A bill in the New Hampshire general assembly fixes the identical problem in that state. But in Tennessee neither general assembly nor the supreme court are in any mood for reform. Police state conduct has the support of Jeffrey S. Bivens, chief justice, and his colleagues. They are refusing to consider the most important case on the matter in 80 years, State v. Hirsch.
Among senators and representatives, the political will to end abuses by rewriting laws does not exist. The transportation/travel distinction is hard to understand and almost impossible to peddle as a negotiable political instrument. Free travel on the public right-of-way has no political constituency anywhere, even among African-American activists such as Ash-Lee Woodard Henderson and clergy such as Rev. David Banks.
Trying to change enforcement by politicking in Nashville would provoke the establishment of Republicans and Democrats, police unions, and associations of sheriffs and police chiefs and commissioners of safety such as David Purkey and others. This claque would block any bill.
Since reform is impossible at the state level, a local reform allows Mayor Berke to show his considerable leadership gifts.

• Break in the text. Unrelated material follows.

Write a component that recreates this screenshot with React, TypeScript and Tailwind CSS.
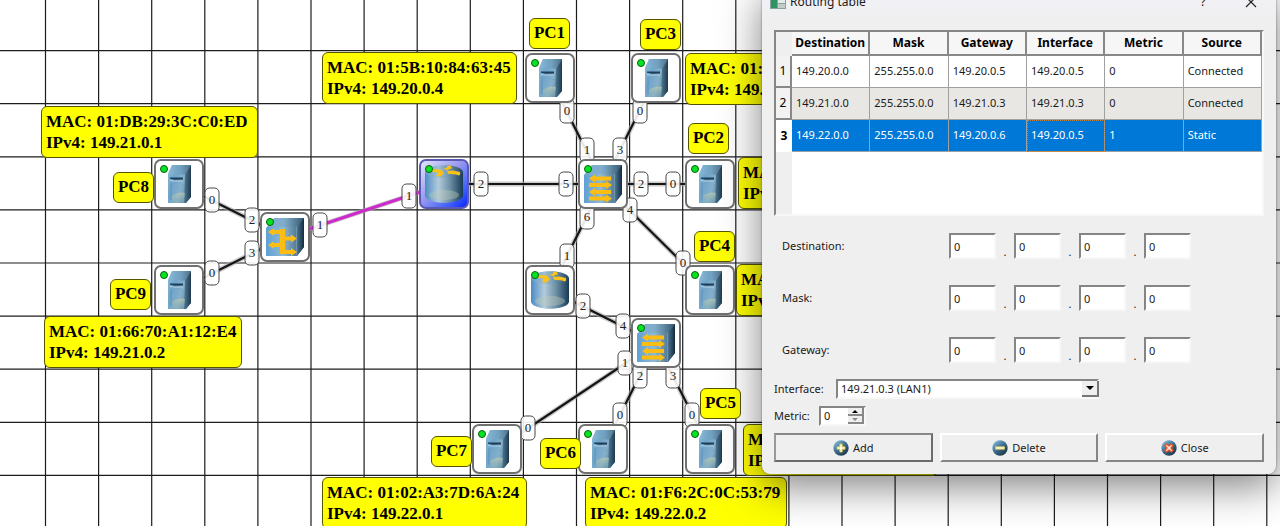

It would show that he will act in favor of residents despite opposition and that he will act locally while thinking nationally, confident that a local reform will be evangelized elsewhere, perhaps with the pen of Mr. Katz scribbling a chapter in yet another public policy volume with a chapter about Chattanooga.
Independence of mind
To reform policy as outlined in administrative notice would be an act of courage and independence of mind. It would show Mr. Berke to be right on several important points, a local genius acting defiantly despite the plodding bureaucracy trolls at bureaus such as the U.S. department of transportation and the Tennessee department of safety and homeland security.
The status quo in transportation and travel is 80 years old and has not been even slightly damaged since the passage of the driver’s license act in the 1938. It would be highly refreshing and a great blessing to find in Tennessee a political figure willing to ignore that practice which gives police easy probable cause to create for their books tens of thousands of adverse public encounters and continued generous tax funding.
In ordering a change in policy, Mr. Berke restores an orphaned right. That unalienable right is a free travel on the people’s right of way, free because the party is not involved in the for-profit use of the people’s asset, namely the roadways. Free use of the roads is implied in the exercise of all constitutional liberties, whether that of the press or the exercise of religion.
If you have to have state permission to go from point A to point B to practice a religious custom such as Lord’s day churchgoing, you are not a free person and the government that enforces any rule against your free use of car, truck or motorcycle is, well, despotic?
A fresh understanding of the liberality of Tennessee law is a great start for a bright political future that seeks the well-being of the common person, defies moldy legal and political practices, and promises to bring new people and new prosperity to the River City. May Mr. Berke by God’s grace consider his obligations — and his opportunities.